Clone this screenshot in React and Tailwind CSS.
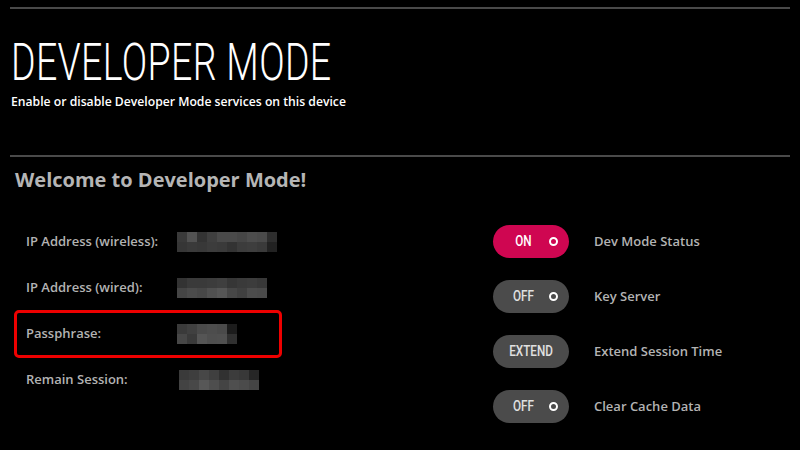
import React from "react";

const mosaics = {
  wireless: [
    ["#3a3a3a", "#525252", "#333333", "#3f3f3f", "#4a4a4a", "#4a4a4a", "#464646", "#4d4d4d", "#4a4a4a", "#2e2e2e"],
    ["#363636", "#3a3a3a", "#383838", "#3c3c3c", "#3a3a3a", "#333333", "#3c3c3c", "#3e3e3e", "#3a3a3a", "#222222"],
  ],
  wired: [
    ["#333333", "#3a3a3a", "#3a3a3a", "#3c3c3c", "#3f3f3f", "#363636", "#3a3a3a", "#3c3c3c", "#383838"],
    ["#454545", "#4b4b4b", "#474747", "#505050", "#565656", "#474747", "#404040", "#4c4c4c", "#4a4a4a"],
  ],
  pass: [
    ["#3a3a3a", "#404040", "#4a4a4a", "#4d4d4d", "#4a4a4a", "#1c1c1c"],
    ["#474747", "#3a3a3a", "#555555", "#4f4f4f", "#505050", "#303030"],
  ],
  remain: [
    ["#3a3a3a", "#3e3e3e", "#474747", "#3f3f3f", "#313131", "#3c3c3c", "#383838", "#262626"],
    ["#434343", "#484848", "#575757", "#4e4e4e", "#444444", "#4f4f4f", "#4b4b4b", "#444444"],
  ],
};

function Mosaic({ data, className = "" }) {
  return (
    <div className={"flex flex-col " + className}>
      {data.map((row, i) => (
        <div key={i} className="flex">
          {row.map((c, j) => (
            <div key={j} className="w-[10px] h-[10px]" style={{ backgroundColor: c }} />
          ))}
        </div>
      ))}
    </div>
  );
}

const labelFont = { fontFamily: "'Open Sans', 'Liberation Sans', sans-serif" };
const condFont = { fontFamily: "Roboto, 'Liberation Sans', sans-serif" };

function Toggle({ text, on, circle = true }) {
  return (
    <div
      className={
        "w-[76px] h-[33px] rounded-full flex items-center " +
        (on ? "bg-[#cf0651]" : "bg-[#4b4b4b]")
      }
    >
      {circle ? (
        <>
          <div className="w-[41px] ml-[10px] flex justify-center">
            <span
              className={
                "inline-block text-[15px] font-medium scale-x-[0.78] leading-none " +
                (on ? "text-white" : "text-[#e0e0e0]")
              }
              style={condFont}
            >
              {text}
            </span>
          </div>
          <div className="ml-auto mr-[11px] w-[9px] h-[9px] rounded-full border-2 border-white" />
        </>
      ) : (
        <div className="w-full flex justify-center">
          <span
            className="inline-block text-[15px] font-medium text-[#e0e0e0] scale-x-[0.78] leading-none"
            style={condFont}
          >
            {text}
          </span>
        </div>
      )}
    </div>
  );
}

function LeftRow({ label, data, offset = "ml-0" }) {
  return (
    <div className="h-[46px] flex items-center pl-[12px]">
      <div className="w-[151px] text-[13px] font-semibold text-[#b3b3b3]" style={labelFont}>
        {label}
      </div>
      <Mosaic data={data} className={offset} />
    </div>
  );
}

function RightRow({ children, label }) {
  return (
    <div className="h-[55px] flex items-center">
      {children}
      <div className="ml-[25px] text-[13px] font-semibold text-[#b3b3b3]" style={labelFont}>
        {label}
      </div>
    </div>
  );
}

export default function App() {
  return (
    <div className="w-[800px] h-[450px] bg-black overflow-hidden px-[10px] pt-[7px]">
      <div className="h-[2px] bg-[#4a4a4a]" />
      <div className="pl-[1px] mt-[22px] h-[62px] flex items-center">
        <span
          className="inline-block origin-left scale-x-[0.735] text-[51px] font-light text-white leading-none tracking-[0.5px]"
          style={condFont}
        >
          DEVELOPER MODE
        </span>
      </div>
      <div className="pl-[1px] mt-[1px] text-[12.2px] font-semibold text-white leading-[16px]" style={labelFont}>
        Enable or disable Developer Mode services on this device
      </div>
      <div className="mt-[45px] h-[2px] bg-[#4a4a4a]" />
      <div className="pl-[5px] mt-[10px] text-[20px] font-bold text-[#b5b5b5] leading-[26px]" style={labelFont}>
        Welcome to Developer Mode!
      </div>
      <div className="flex mt-[20px]">
        <div className="w-[483px] pl-[4px] pt-[6px]">
          <LeftRow label="IP Address (wireless):" data={mosaics.wireless} />
          <LeftRow label="IP Address (wired):" data={mosaics.wired} />
          <div className="w-[268px] h-[48px] -my-[1px] border-[3px] border-[#ee0000] rounded-[5px] flex items-center pl-[9px]">
            <div className="w-[151px] text-[13px] font-semibold text-[#b3b3b3]" style={labelFont}>
              Passphrase:
            </div>
            <Mosaic data={mosaics.pass} />
          </div>
          <LeftRow label="Remain Session:" data={mosaics.remain} offset="ml-[2px]" />
        </div>
        <div className="flex flex-col pt-[1px]">
          <RightRow label="Dev Mode Status">
            <Toggle text="ON" on />
          </RightRow>
          <RightRow label="Key Server">
            <Toggle text="OFF" />
          </RightRow>
          <RightRow label="Extend Session Time">
            <Toggle text="EXTEND" circle={false} />
          </RightRow>
          <RightRow label="Clear Cache Data">
            <Toggle text="OFF" />
          </RightRow>
        </div>
      </div>
    </div>
  );
}
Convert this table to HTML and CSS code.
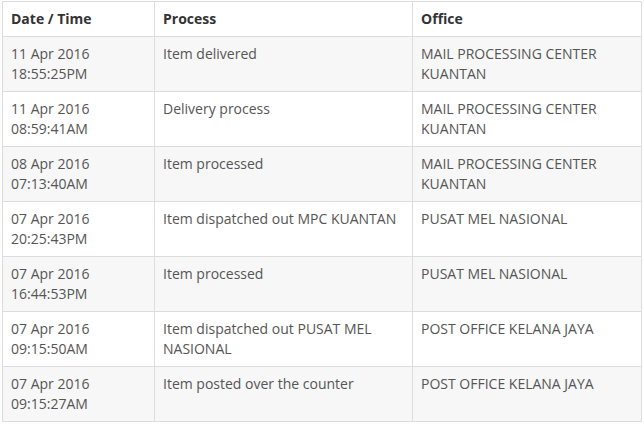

+ + + + + + +

_What you are asked to do:_ Quote the records above exactly, from the first line through the line containing "import React from", and leave out the pictures.

_Reply:_
Clone this screenshot in React and Tailwind CSS.
import React from "react";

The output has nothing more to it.